▶ Exercise: Copy out all the lines exactly. Omit pictures.

[BEGIN Dataset content]

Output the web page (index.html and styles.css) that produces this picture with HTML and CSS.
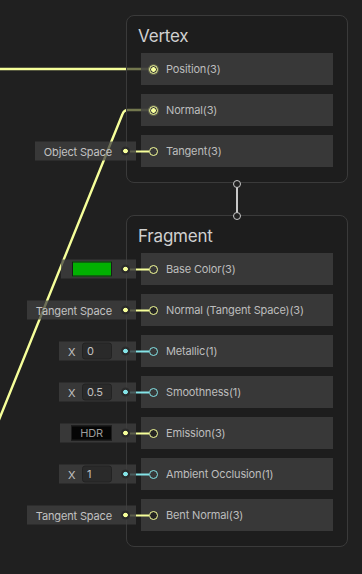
FILE: index.html
```html
<!DOCTYPE html>
<html lang="en">
<head>
    <meta charset="UTF-8" />
    <meta name="viewport" content="width=device-width, initial-scale=1.0" />
    <title>Master Stack</title>
    <link rel="stylesheet" href="styles.css">
</head>
<body>
    <div class="graph">
        <svg class="wires" width="362" height="574" viewBox="0 0 362 574">
            <path d="M0 69 H152" />
            <path d="M-8 437 L122.5 114 Q124 110 128 110 H152" />
        </svg>

        <div class="stack">
            <section class="node">
                <h2 class="title">Vertex</h2>
                <div class="rows">
                    <div class="row"><span class="port linked"></span>Position(3)</div>
                    <div class="row"><span class="port linked"></span>Normal(3)</div>
                    <div class="row">
                        <div class="field"><span>Object Space</span><span class="dot"></span></div>
                        <span class="port"></span>Tangent(3)
                    </div>
                </div>
            </section>

            <div class="link"><span class="knob top"></span><span class="knob bottom"></span></div>

            <section class="node">
                <h2 class="title">Fragment</h2>
                <div class="rows">
                    <div class="row">
                        <div class="field wide"><span class="swatch"></span><span class="dot"></span></div>
                        <span class="port"></span>Base Color(3)
                    </div>
                    <div class="row">
                        <div class="field"><span>Tangent Space</span><span class="dot"></span></div>
                        <span class="port filled"></span>Normal (Tangent Space)(3)
                    </div>
                    <div class="row float">
                        <div class="field num"><span>X</span><span class="value">0</span><span class="dot"></span></div>
                        <span class="port"></span>Metallic(1)
                    </div>
                    <div class="row float">
                        <div class="field num"><span>X</span><span class="value">0.5</span><span class="dot"></span></div>
                        <span class="port"></span>Smoothness(1)
                    </div>
                    <div class="row">
                        <div class="field wide"><span class="hdr">HDR</span><span class="dot"></span></div>
                        <span class="port filled"></span>Emission(3)
                    </div>
                    <div class="row float">
                        <div class="field num"><span>X</span><span class="value">1</span><span class="dot"></span></div>
                        <span class="port"></span>Ambient Occlusion(1)
                    </div>
                    <div class="row">
                        <div class="field"><span>Tangent Space</span><span class="dot"></span></div>
                        <span class="port filled"></span>Bent Normal(3)
                    </div>
                </div>
            </section>
        </div>
    </div>
</body>
</html>
```

FILE: styles.css
```css
body {
    margin: 0;
    background: #202020;
    font-family: Inter, "Noto Sans", sans-serif;
    color: #bdbdbd;
}
.graph {
    position: relative;
    width: 362px;
    height: 574px;
    overflow: hidden;
}
.wires {
    position: absolute;
    top: 0;
    left: 0;
}
.wires path {
    fill: none;
    stroke: #f6ff9a;
    stroke-width: 2.4;
}
.stack {
    position: relative;
    display: flex;
    flex-direction: column;
    width: 222px;
    margin-left: 126px;
    padding-top: 15px;
}
.node {
    background: rgba(28, 28, 28, 0.6);
    border: 1px solid #3a3a3a;
    border-radius: 8px;
    padding: 0 14px 15px;
}
.title {
    margin: 0 0 7px -3px;
    padding-top: 10px;
    font-size: 17px;
    line-height: 20px;
    font-weight: 400;
    letter-spacing: -0.2px;
    color: #d0d0d0;
}
.rows {
    display: flex;
    flex-direction: column;
    gap: 9px;
}
.row {
    --c: #f6ff9a;
    --dim: #5c5e4c;
    position: relative;
    display: flex;
    align-items: center;
    height: 32px;
    padding-left: 8px;
    background: rgba(64, 64, 64, 0.8);
    font-size: 11px;
    letter-spacing: -0.15px;
}
.row.float {
    --c: #84e4e7;
    --dim: #4a5c5d;
}
.port {
    position: relative;
    z-index: 1;
    flex: none;
    box-sizing: border-box;
    width: 9px;
    height: 9px;
    margin-right: 8px;
    border: 1.5px solid var(--c);
    border-radius: 50%;
}
.port.filled {
    background: #242424;
}
.port.linked {
    background: radial-gradient(circle, var(--c) 0 2px, transparent 2.6px);
    box-shadow: 0 0 0 1px rgba(246, 255, 154, 0.2);
}

/* inline value fields sitting left of the node */
.field {
    position: absolute;
    right: calc(100% + 5px);
    top: 50%;
    transform: translateY(-50%);
    display: flex;
    align-items: center;
    height: 19px;
    padding: 0 24px 0 9px;
    background: rgba(64, 64, 64, 0.75);
    color: #c2c2c2;
    white-space: nowrap;
}
.field::before {
    content: "";
    position: absolute;
    right: 0;
    top: calc(50% - 1px);
    width: 6px;
    height: 2px;
    background: var(--dim);
}
.field::after {
    content: "";
    position: absolute;
    left: 100%;
    top: calc(50% - 1px);
    width: 13px;
    height: 2px;
    background: var(--c);
}
.field.wide {
    padding-left: 11px;
}
.field.num {
    width: 77px;
    box-sizing: border-box;
    justify-content: space-between;
}
.dot {
    position: absolute;
    right: 6px;
    top: 50%;
    width: 9px;
    height: 9px;
    margin-top: -4.5px;
    border-radius: 50%;
    background: radial-gradient(circle, var(--c) 0 2px, #2a2a2a 2.6px);
}
.swatch {
    box-sizing: border-box;
    width: 40px;
    height: 15px;
    background: #02b102;
    border: 1px solid #1a1a1a;
}
.hdr {
    box-sizing: border-box;
    width: 41px;
    height: 15px;
    background: #050505;
    border: 1px solid #1c1c1c;
    color: #9c9c9c;
    line-height: 13px;
    text-align: center;
}
.value {
    box-sizing: border-box;
    width: 30px;
    height: 17px;
    padding-left: 4px;
    background: #2a2a2a;
    border: 1px solid #222;
    border-radius: 3px;
    line-height: 15px;
}

/* connector between the two stacks */
.link {
    position: relative;
    z-index: 2;
    height: 32px;
}
.link::before {
    content: "";
    position: absolute;
    left: 110px;
    top: 0;
    bottom: 0;
    width: 2px;
    background: #c8c8c8;
}
.knob {
    position: absolute;
    left: 107px;
    box-sizing: border-box;
    width: 8px;
    height: 8px;
    border: 1.5px solid #c8c8c8;
    border-radius: 50%;
    background: #202020;
}
.knob.top {
    top: -3px;
}
.knob.bottom {
    bottom: -5px;
}
```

[END Dataset content]

▶ Output:
Output the web page (index.html and styles.css) that produces this picture with HTML and CSS.
FILE: index.html
```html
<!DOCTYPE html>
<html lang="en">
<head>
    <meta charset="UTF-8" />
    <meta name="viewport" content="width=device-width, initial-scale=1.0" />
    <title>Master Stack</title>
    <link rel="stylesheet" href="styles.css">
</head>
<body>
    <div class="graph">
        <svg class="wires" width="362" height="574" viewBox="0 0 362 574">
            <path d="M0 69 H152" />
            <path d="M-8 437 L122.5 114 Q124 110 128 110 H152" />
        </svg>

        <div class="stack">
            <section class="node">
                <h2 class="title">Vertex</h2>
                <div class="rows">
                    <div class="row"><span class="port linked"></span>Position(3)</div>
                    <div class="row"><span class="port linked"></span>Normal(3)</div>
                    <div class="row">
                        <div class="field"><span>Object Space</span><span class="dot"></span></div>
                        <span class="port"></span>Tangent(3)
                    </div>
                </div>
            </section>

            <div class="link"><span class="knob top"></span><span class="knob bottom"></span></div>

            <section class="node">
                <h2 class="title">Fragment</h2>
                <div class="rows">
                    <div class="row">
                        <div class="field wide"><span class="swatch"></span><span class="dot"></span></div>
                        <span class="port"></span>Base Color(3)
                    </div>
                    <div class="row">
                        <div class="field"><span>Tangent Space</span><span class="dot"></span></div>
                        <span class="port filled"></span>Normal (Tangent Space)(3)
                    </div>
                    <div class="row float">
                        <div class="field num"><span>X</span><span class="value">0</span><span class="dot"></span></div>
                        <span class="port"></span>Metallic(1)
                    </div>
                    <div class="row float">
                        <div class="field num"><span>X</span><span class="value">0.5</span><span class="dot"></span></div>
                        <span class="port"></span>Smoothness(1)
                    </div>
                    <div class="row">
                        <div class="field wide"><span class="hdr">HDR</span><span class="dot"></span></div>
                        <span class="port filled"></span>Emission(3)
                    </div>
                    <div class="row float">
                        <div class="field num"><span>X</span><span class="value">1</span><span class="dot"></span></div>
                        <span class="port"></span>Ambient Occlusion(1)
                    </div>
                    <div class="row">
                        <div class="field"><span>Tangent Space</span><span class="dot"></span></div>
                        <span class="port filled"></span>Bent Normal(3)
                    </div>
                </div>
            </section>
        </div>
    </div>
</body>
</html>
```

FILE: styles.css
```css
body {
    margin: 0;
    background: #202020;
    font-family: Inter, "Noto Sans", sans-serif;
    color: #bdbdbd;
}
.graph {
    position: relative;
    width: 362px;
    height: 574px;
    overflow: hidden;
}
.wires {
    position: absolute;
    top: 0;
    left: 0;
}
.wires path {
    fill: none;
    stroke: #f6ff9a;
    stroke-width: 2.4;
}
.stack {
    position: relative;
    display: flex;
    flex-direction: column;
    width: 222px;
    margin-left: 126px;
    padding-top: 15px;
}
.node {
    background: rgba(28, 28, 28, 0.6);
    border: 1px solid #3a3a3a;
    border-radius: 8px;
    padding: 0 14px 15px;
}
.title {
    margin: 0 0 7px -3px;
    padding-top: 10px;
    font-size: 17px;
    line-height: 20px;
    font-weight: 400;
    letter-spacing: -0.2px;
    color: #d0d0d0;
}
.rows {
    display: flex;
    flex-direction: column;
    gap: 9px;
}
.row {
    --c: #f6ff9a;
    --dim: #5c5e4c;
    position: relative;
    display: flex;
    align-items: center;
    height: 32px;
    padding-left: 8px;
    background: rgba(64, 64, 64, 0.8);
    font-size: 11px;
    letter-spacing: -0.15px;
}
.row.float {
    --c: #84e4e7;
    --dim: #4a5c5d;
}
.port {
    position: relative;
    z-index: 1;
    flex: none;
    box-sizing: border-box;
    width: 9px;
    height: 9px;
    margin-right: 8px;
    border: 1.5px solid var(--c);
    border-radius: 50%;
}
.port.filled {
    background: #242424;
}
.port.linked {
    background: radial-gradient(circle, var(--c) 0 2px, transparent 2.6px);
    box-shadow: 0 0 0 1px rgba(246, 255, 154, 0.2);
}

/* inline value fields sitting left of the node */
.field {
    position: absolute;
    right: calc(100% + 5px);
    top: 50%;
    transform: translateY(-50%);
    display: flex;
    align-items: center;
    height: 19px;
    padding: 0 24px 0 9px;
    background: rgba(64, 64, 64, 0.75);
    color: #c2c2c2;
    white-space: nowrap;
}
.field::before {
    content: "";
    position: absolute;
    right: 0;
    top: calc(50% - 1px);
    width: 6px;
    height: 2px;
    background: var(--dim);
}
.field::after {
    content: "";
    position: absolute;
    left: 100%;
    top: calc(50% - 1px);
    width: 13px;
    height: 2px;
    background: var(--c);
}
.field.wide {
    padding-left: 11px;
}
.field.num {
    width: 77px;
    box-sizing: border-box;
    justify-content: space-between;
}
.dot {
    position: absolute;
    right: 6px;
    top: 50%;
    width: 9px;
    height: 9px;
    margin-top: -4.5px;
    border-radius: 50%;
    background: radial-gradient(circle, var(--c) 0 2px, #2a2a2a 2.6px);
}
.swatch {
    box-sizing: border-box;
    width: 40px;
    height: 15px;
    background: #02b102;
    border: 1px solid #1a1a1a;
}
.hdr {
    box-sizing: border-box;
    width: 41px;
    height: 15px;
    background: #050505;
    border: 1px solid #1c1c1c;
    color: #9c9c9c;
    line-height: 13px;
    text-align: center;
}
.value {
    box-sizing: border-box;
    width: 30px;
    height: 17px;
    padding-left: 4px;
    background: #2a2a2a;
    border: 1px solid #222;
    border-radius: 3px;
    line-height: 15px;
}

/* connector between the two stacks */
.link {
    position: relative;
    z-index: 2;
    height: 32px;
}
.link::before {
    content: "";
    position: absolute;
    left: 110px;
    top: 0;
    bottom: 0;
    width: 2px;
    background: #c8c8c8;
}
.knob {
    position: absolute;
    left: 107px;
    box-sizing: border-box;
    width: 8px;
    height: 8px;
    border: 1.5px solid #c8c8c8;
    border-radius: 50%;
    background: #202020;
}
.knob.top {
    top: -3px;
}
.knob.bottom {
    bottom: -5px;
}
```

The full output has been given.